Click here to read reviewer Sandie Kirkland's take on Unaccustomed Earth.
In a departure from her earlier collection, The Interpreter of Maladies, Jhumpa Lahiri sets these eight short stories essentially in the United States. The protagonists are second-generation middle-class Bengali expatriates, born and brought up in a culture that, while different fromir parents’, allows them to embrace the typical youthful angsts of love, friendship, responsibility, and disappointment. Lahiri quotes a passage from Nathaniel Hawthorne’s The Custom House in the epigraph that succinctly sums ups the book’s thesis and gives it its title.
In the title story that opens the book, Ruma views with concern and a certain amount of trepidation a visit from her widowed father. Her father’s visit is a possible precursor to a more long-term living arrangement. Ruma, who was close to her mother but not her father, is unaware that her father has plans of his own, including a romance with a Bengali widow. In a low-key narrative bereft of significant twists and turns, father and daughter avoid the key topic during the brief stay, and it is only after her father’s departure that Ruma finds his letter to his lover.
A brother’s alcoholism seen through the guilt-ridden eyes of his sister who may be responsible for his condition, a young college student jilted by her married lover, a family friend whose marriage to an American has startling repercussions on the narrator’s mother, and a young couple’s trip to attend a friend’s wedding - all point to Lahiri’s mastery of the narrative that hold its own in spite of not being buoyed by sudden unexpected detours. Her prose is simple enough to be unobtrusive, and this allows the reader to focus on the characters and the narrative.

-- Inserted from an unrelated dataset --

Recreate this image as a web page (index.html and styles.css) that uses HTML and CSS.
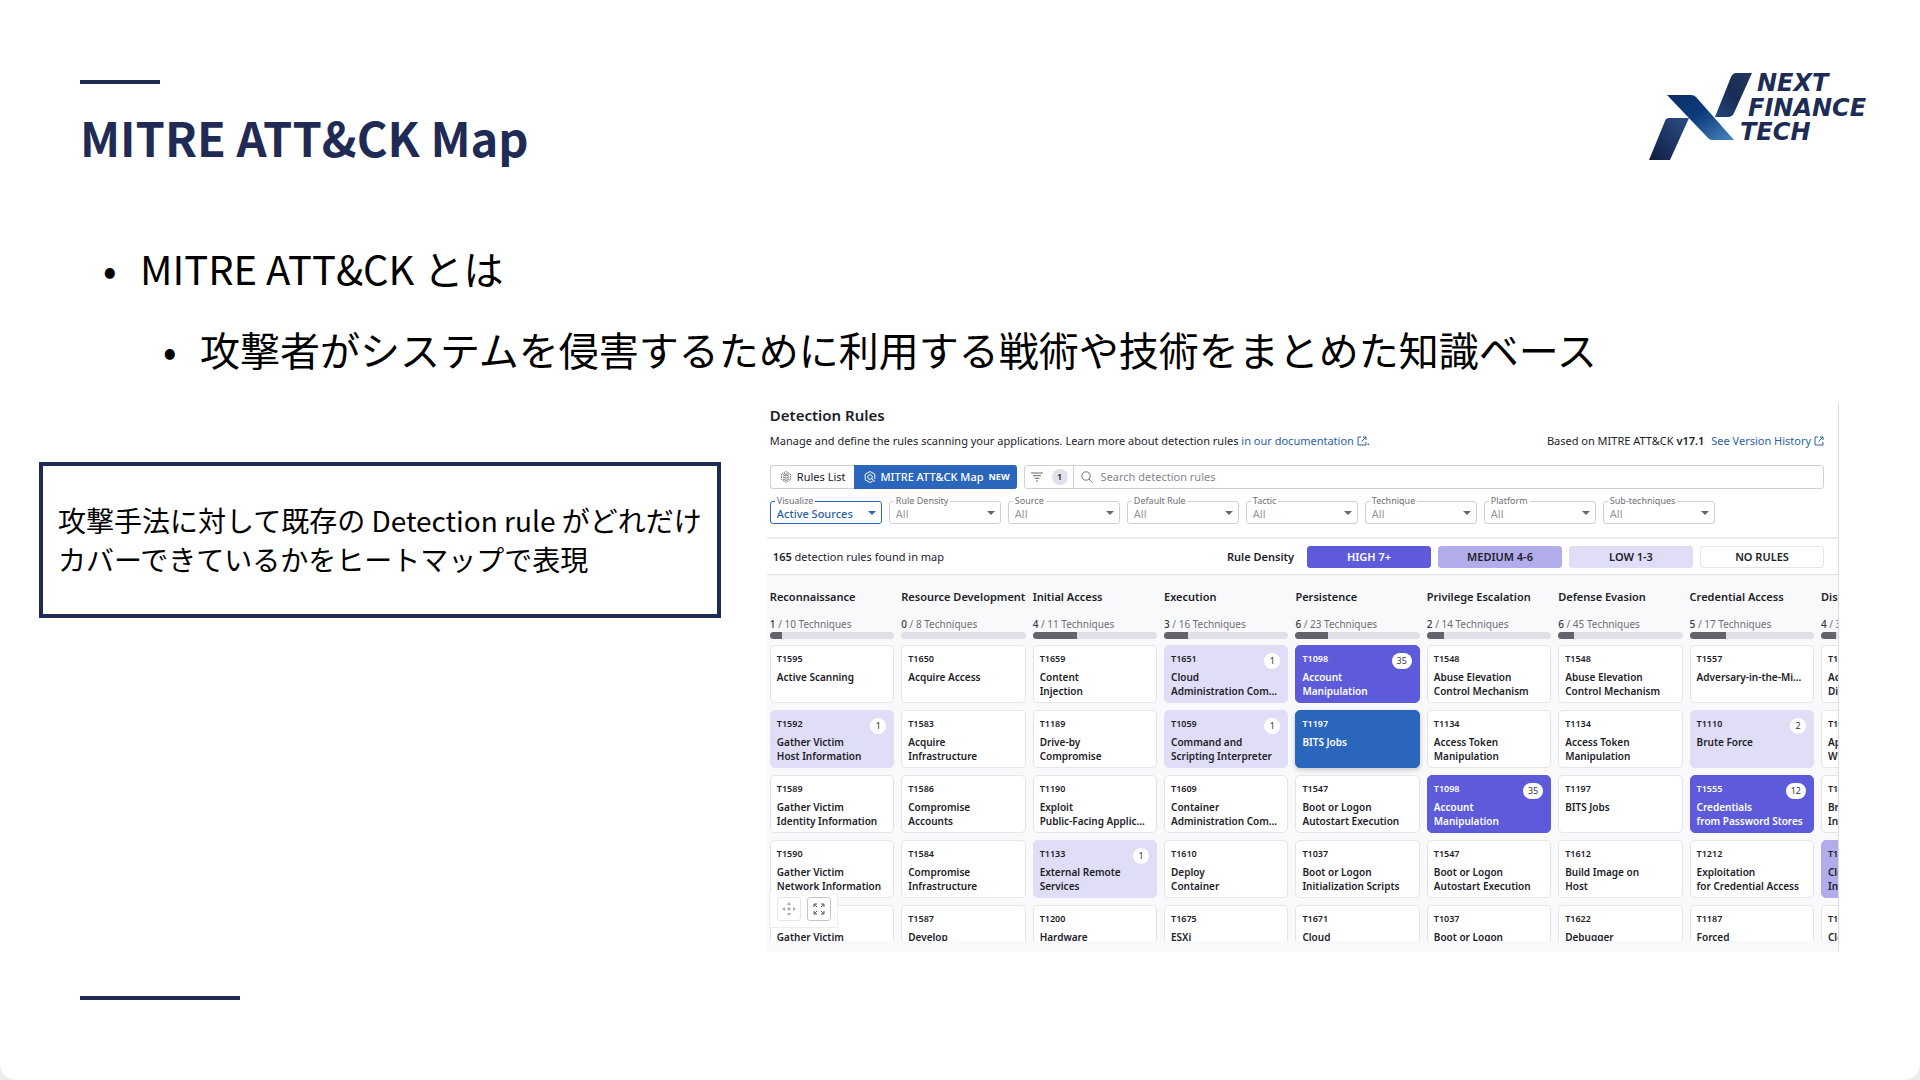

The second part of the book features a set of three intertwined stories. Hema and Kaushik meet as children in Massachusetts, only to ignore each other as their paths diverge. Kaushik finds himself hating his stepmother, Chitra, because her presence in his father’s life obliterates memories of his mother. This he recounts in a taut narrative that blends youthful indifference with the pathos that accompanies a singular loss. In the final story, Hema and Kaushik meet as adults in Rome when their life takes an unexpected turn.
The collection captures the lives of young people caught in the eddies of parental expectations and personal desires while their parents try to come to grips with an alien culture. Lahiri writes with a confident touch and has a palpable grip on the characters, and the pacing that results is an enjoyable, albeit melodramatic, collection of stories.